As above shows.We get a inverted list . Broker1 is a SourceBroker,Broker3 is a TargetBroker.We can't move the preferred leader of TP1 to Broker3,because there is not a replica of TP1 on Broker3 ( Do not "has the same TP of the leader SourceBroker want to move" ).
Finally use ReassignPartitionsCommand to assign partition with the balance assignment we get above.
Replica balance is similar to leader balance.The different is during moving the replica we should make sure there is not a replica which is belong to the same TP with the replica SourceBroker want to move on TargetBroker. We also provide a "threshold" option .Within the "threshold" option we think it is balanced.Because replica balance costs more than leader balance.It touches on data migration.The default is 10 which means 10% of the avg.
As above shows. Broker1 is a SourceBroker,and Broker4 is a TargetBroker.We can't move the replica of TP4 to Broker3,because there a replica in the AR of TP4 on Broker4.

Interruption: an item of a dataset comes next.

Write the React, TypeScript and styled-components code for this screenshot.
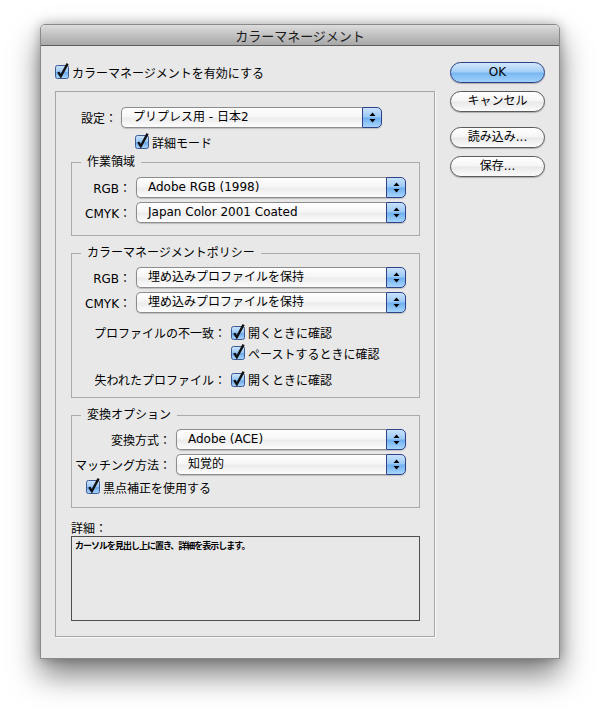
import React from 'react';
import styled, { createGlobalStyle } from 'styled-components';

const GlobalStyle = createGlobalStyle`
  html, body { margin: 0; padding: 0; background: #ffffff; }
  body {
    font-family: "DejaVu Sans", "Noto Sans CJK JP", sans-serif;
    font-size: 12px;
    color: #000;
  }
  * { box-sizing: border-box; }
`;

const Page = styled.div`
  padding: 24px 40px 55px 40px;
  width: 600px;
`;

const Window = styled.div`
  width: 520px;
  background: #e8e8e8;
  border: 1px solid #8a8a8a;
  border-radius: 5px 5px 0 0;
  box-shadow: 0 16px 30px rgba(0, 0, 0, 0.5), 0 0 12px rgba(0, 0, 0, 0.28);
`;

const TitleBar = styled.div`
  height: 21px;
  border-bottom: 1px solid #5c5c5c;
  border-radius: 4px 4px 0 0;
  background: linear-gradient(#dcdcdc, #a8a8a8);
  display: flex;
  align-items: center;
  justify-content: center;
  font-size: 13px;
  color: #1a1a1a;
`;

const Body = styled.div`
  display: flex;
  gap: 15px;
  padding: 15px 14px 21px 14px;
`;

const LeftCol = styled.div`
  width: 380px;
  padding-top: 3px;
  display: flex;
  flex-direction: column;
`;

const ButtonCol = styled.div`
  width: 95px;
  padding-top: 1px;
  display: flex;
  flex-direction: column;
`;

const PushButton = styled.button<{ $primary?: boolean; $gap: number }>`
  width: 95px;
  height: 21px;
  margin-top: ${(p) => p.$gap}px;
  padding: 0;
  border-radius: 11px;
  border: 1px solid ${(p) => (p.$primary ? '#2a3f85' : '#5a5a5a')};
  background: ${(p) =>
    p.$primary
      ? 'linear-gradient(#d2e8fc 0%, #a3cef7 48%, #78b6f1 52%, #9fd2fb 100%)'
      : 'linear-gradient(#ffffff 0%, #f5f5f5 48%, #e8e8e8 52%, #fbfbfb 100%)'};
  box-shadow: 0 1px 1px rgba(0, 0, 0, 0.25);
  font-family: "DejaVu Sans", "Noto Sans CJK JP", sans-serif;
  font-size: 12px;
  color: #000;
  line-height: 19px;
`;

const CheckRow = styled.div<{ $indent?: number; $top?: number }>`
  display: flex;
  align-items: center;
  height: 16px;
  margin-left: ${(p) => p.$indent ?? 0}px;
  margin-top: ${(p) => p.$top ?? 0}px;
  gap: 3px;
  white-space: nowrap;
`;

const Panel = styled.div`
  margin-top: 11px;
  border: 1px solid #a6a6a6;
  box-shadow: 1px 1px 0 #fafafa;
  padding: 15px 14px 15px 15px;
  display: flex;
  flex-direction: column;
`;

const SettingRow = styled.div`
  display: flex;
  align-items: center;
  gap: 4px;
  margin-left: 10px;
`;

const Label = styled.span<{ $w: number }>`
  width: ${(p) => p.$w}px;
  text-align: right;
  white-space: nowrap;
  flex-shrink: 0;
`;

const Group = styled.fieldset<{ $top: number; $pt: number; $pb: number }>`
  margin: ${(p) => p.$top}px 0 0 0;
  padding: ${(p) => p.$pt}px 13px ${(p) => p.$pb}px 0;
  border: 1px solid #aaaaaa;
  min-width: 0;
  display: flex;
  flex-direction: column;
`;

const Legend = styled.legend`
  margin-left: 9px;
  padding: 0 6px;
  line-height: 16px;
  font-size: 12px;
`;

const FieldRow = styled.div<{ $top?: number }>`
  display: flex;
  align-items: center;
  gap: 5px;
  margin-top: ${(p) => p.$top ?? 0}px;
`;

const PopupWrap = styled.div<{ $w?: number }>`
  display: flex;
  height: 21px;
  width: ${(p) => (p.$w ? `${p.$w}px` : 'auto')};
  flex: ${(p) => (p.$w ? '0 0 auto' : '1')};
  box-shadow: 0 1px 1px rgba(0, 0, 0, 0.18);
  border-radius: 5px;
`;

const PopupBody = styled.div`
  flex: 1;
  border: 1px solid #8c8c8c;
  border-right: none;
  border-radius: 5px 0 0 5px;
  background: linear-gradient(#ffffff 0%, #f6f6f6 45%, #ececec 55%, #fdfdfd 100%);
  padding-left: 11px;
  line-height: 19px;
  white-space: nowrap;
  overflow: hidden;
`;

const PopupArrow = styled.div`
  width: 20px;
  border: 1px solid #2f428a;
  border-radius: 0 5px 5px 0;
  background: linear-gradient(#c8e2fb 0%, #9bc9f6 48%, #6eaef0 52%, #a8d6fc 100%);
  display: flex;
  align-items: center;
  justify-content: center;
`;

const DetailLabel = styled.div`
  margin-top: 14px;
  line-height: 14px;
  height: 14px;
`;

const DetailBox = styled.div`
  height: 85px;
  border: 1px solid #4e4e4e;
  padding: 3px 3px;
  font-size: 9px;
  font-weight: 700;
  line-height: 12px;
  letter-spacing: -1px;
  color: #000;
`;

const Check = () => (
  <svg width="14" height="14" viewBox="0 0 14 14" style={{ overflow: 'visible', flexShrink: 0 }}>
    <defs>
      <linearGradient id="cbg" x1="0" y1="0" x2="0" y2="1">
        <stop offset="0" stopColor="#cfe6fc" />
        <stop offset="0.5" stopColor="#97c6f4" />
        <stop offset="0.52" stopColor="#6da9ec" />
        <stop offset="1" stopColor="#a9d5fb" />
      </linearGradient>
    </defs>
    <rect x="0.5" y="0.5" width="13" height="13" rx="2" fill="url(#cbg)" stroke="#3d5a92" />
    <path d="M3.2 7.2 L5.8 11.2 L12.6 -1.4" fill="none" stroke="#111" strokeWidth="2.4" strokeLinejoin="miter" />
  </svg>
);

const Arrows = () => (
  <svg width="7" height="11" viewBox="0 0 7 11">
    <path d="M3.5 0.5 L6.5 4 L0.5 4 Z" fill="#000" />
    <path d="M0.5 7 L6.5 7 L3.5 10.5 Z" fill="#000" />
  </svg>
);

const Popup = ({ value, w }: { value: string; w?: number }) => (
  <PopupWrap $w={w}>
    <PopupBody>{value}</PopupBody>
    <PopupArrow>
      <Arrows />
    </PopupArrow>
  </PopupWrap>
);

export default function App() {
  return (
    <>
      <GlobalStyle />
      <Page>
        <Window>
          <TitleBar>カラーマネージメント</TitleBar>
          <Body>
            <LeftCol>
              <CheckRow>
                <Check />
                <span>カラーマネージメントを有効にする</span>
              </CheckRow>
              <Panel>
                <SettingRow>
                  <Label $w={36}>設定：</Label>
                  <Popup value="プリプレス用 - 日本2" w={261} />
                </SettingRow>
                <CheckRow $indent={64} $top={6}>
                  <Check />
                  <span>詳細モード</span>
                </CheckRow>

                <Group $top={4} $pt={7} $pb={12}>
                  <Legend>作業領域</Legend>
                  <FieldRow>
                    <Label $w={59}>RGB：</Label>
                    <Popup value="Adobe RGB (1998)" />
                  </FieldRow>
                  <FieldRow $top={4}>
                    <Label $w={59}>CMYK：</Label>
                    <Popup value="Japan Color 2001 Coated" />
                  </FieldRow>
                </Group>

                <Group $top={9} $pt={6} $pb={9}>
                  <Legend>カラーマネージメントポリシー</Legend>
                  <FieldRow>
                    <Label $w={59}>RGB：</Label>
                    <Popup value="埋め込みプロファイルを保持" />
                  </FieldRow>
                  <FieldRow $top={4}>
                    <Label $w={59}>CMYK：</Label>
                    <Popup value="埋め込みプロファイルを保持" />
                  </FieldRow>
                  <FieldRow $top={11}>
                    <Label $w={154}>プロファイルの不一致：</Label>
                    <CheckRow>
                      <Check />
                      <span>開くときに確認</span>
                    </CheckRow>
                  </FieldRow>
                  <FieldRow $top={4}>
                    <Label $w={154}></Label>
                    <CheckRow>
                      <Check />
                      <span>ペーストするときに確認</span>
                    </CheckRow>
                  </FieldRow>
                  <FieldRow $top={10}>
                    <Label $w={154}>失われたプロファイル：</Label>
                    <CheckRow>
                      <Check />
                      <span>開くときに確認</span>
                    </CheckRow>
                  </FieldRow>
                </Group>

                <Group $top={9} $pt={6} $pb={12}>
                  <Legend>変換オプション</Legend>
                  <FieldRow>
                    <Label $w={99}>変換方式：</Label>
                    <Popup value="Adobe (ACE)" />
                  </FieldRow>
                  <FieldRow $top={4}>
                    <Label $w={99}>マッチング方法：</Label>
                    <Popup value="知覚的" />
                  </FieldRow>
                  <CheckRow $indent={14} $top={4}>
                    <Check />
                    <span>黒点補正を使用する</span>
                  </CheckRow>
                </Group>

                <DetailLabel>詳細：</DetailLabel>
                <DetailBox>カーソルを見出し上に置き、詳細を表示します。</DetailBox>
              </Panel>
            </LeftCol>
            <ButtonCol>
              <PushButton $primary $gap={0}>OK</PushButton>
              <PushButton $gap={8}>キャンセル</PushButton>
              <PushButton $gap={15}>読み込み...</PushButton>
              <PushButton $gap={8}>保存...</PushButton>
            </ButtonCol>
          </Body>
        </Window>
      </Page>
    </>
  );
}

Cluster-balance do replica balance first,and then execute leader balance ,finally use ReassignPartitionsCommand to assign partition with the balance assignment we get above.

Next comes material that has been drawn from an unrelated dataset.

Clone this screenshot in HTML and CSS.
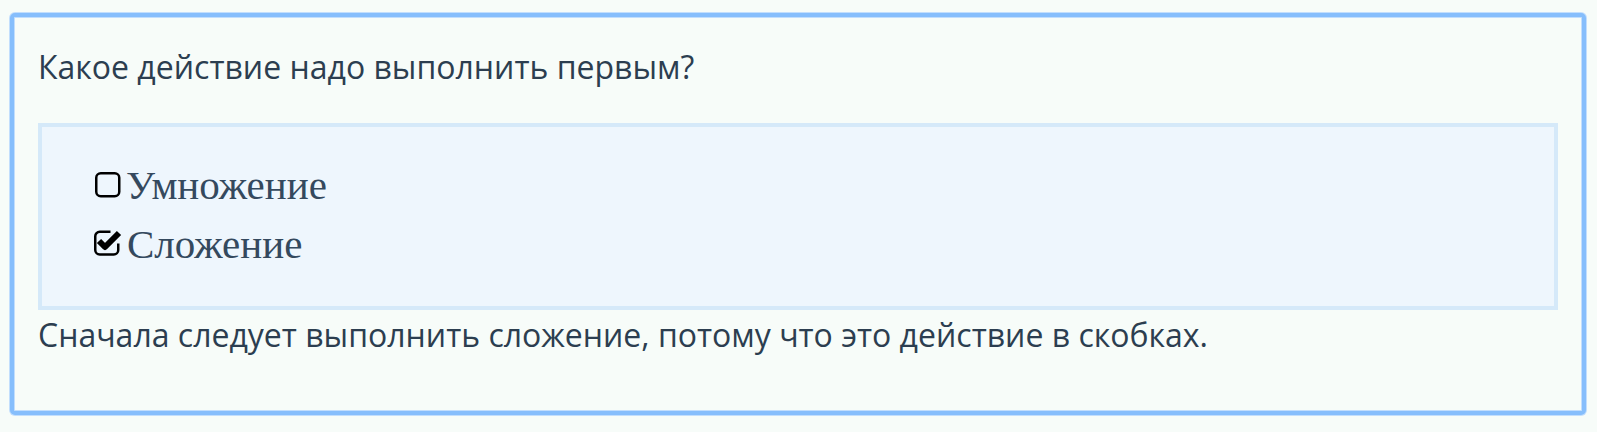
FILE: index.html
```html
<!DOCTYPE html>
<html lang="ru">
<head>
    <meta charset="UTF-8">
    <meta name="viewport" content="width=device-width, initial-scale=1.0">
    <title>Вопрос</title>
    <link rel="stylesheet" href="styles.css">
</head>
<body>

    <!-- Question card -->
    <div class="question-card">
        <p class="question">Какое действие надо выполнить первым?</p>

        <div class="options">
            <label class="option">
                <svg class="box" width="26" height="26" viewBox="0 0 26 26">
                    <rect x="1.25" y="1.25" width="23" height="23" rx="4.5" fill="none" stroke="#000" stroke-width="2.5"/>
                </svg>
                <span>Умножение</span>
            </label>
            <label class="option">
                <svg class="box checked" width="28" height="28" viewBox="0 0 28 28">
                    <path d="M16.5 3.75 H5.75 A4.5 4.5 0 0 0 1.25 8.25 V22 A4.5 4.5 0 0 0 5.75 26.5 H19.75 A4.5 4.5 0 0 0 24.25 22 V15.5" fill="none" stroke="#000" stroke-width="2.5"/>
                    <path d="M5 13 L11 19 L25 5" fill="none" stroke="#000" stroke-width="6" stroke-linejoin="round"/>
                </svg>
                <span>Сложение</span>
            </label>
        </div>

        <p class="explanation">Сначала следует выполнить сложение, потому что это действие в скобках.</p>
    </div>

</body>
</html>
```

FILE: styles.css
```css
body {
    margin: 0;
    padding: 13px 11px 16px 10px;
    font-family: "Open Sans", Arial, sans-serif;
    background-color: #f7fcf9;
    color: #2c3e50;
}

/* Card with blue frame */
.question-card {
    border: 4px solid #86befc;
    border-radius: 5px;
    box-shadow: 0 0 0 1px #c2defd, inset 0 0 0 1px #c2defd;
    background-color: #f7fcf9;
    padding: 28px 24px 54px 24px;
}

.question,
.explanation {
    margin: 0;
    font-size: 32px;
    line-height: 44px;
}

/* Answer list */
.options {
    margin: 34px 0 3px 0;
    border: 4px solid #d5e9f9;
    background-color: #eef6fd;
    padding: 28px 52px 33px 52px;
}

.option {
    display: flex;
    align-items: center;
    gap: 5px;
    height: 59px;
    font-family: "Liberation Serif", "DejaVu Serif", serif;
    font-size: 41px;
    color: #34495e;
}

.option .box {
    flex-shrink: 0;
    margin-left: 1px;
}

.option .box.checked {
    margin-left: 0;
    margin-top: -3px;
}
```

Click here to view the code.
Add a new tool.There are 6 options in the new tool.
--leader-balance to execute leader balance
--replica-balance to execute replica balance
--cluster-balance to execute replica balance and leader balance
--show-cluster-sate to show the state of balance
--zookeeper zookeeper urls <horst:port>
--replica-balance-threshold-percentage a threshold parameter
Compatibility, Deprecation, and Migration Plan
This is a new tool. It will not cause any compatibility issues.
We can also use ReassignPartitionsCommand to move replicas to make replica balance and change the first replica in ARs to make leader balance by manual operation.However it will become more and more difficult with topic and broker increasing.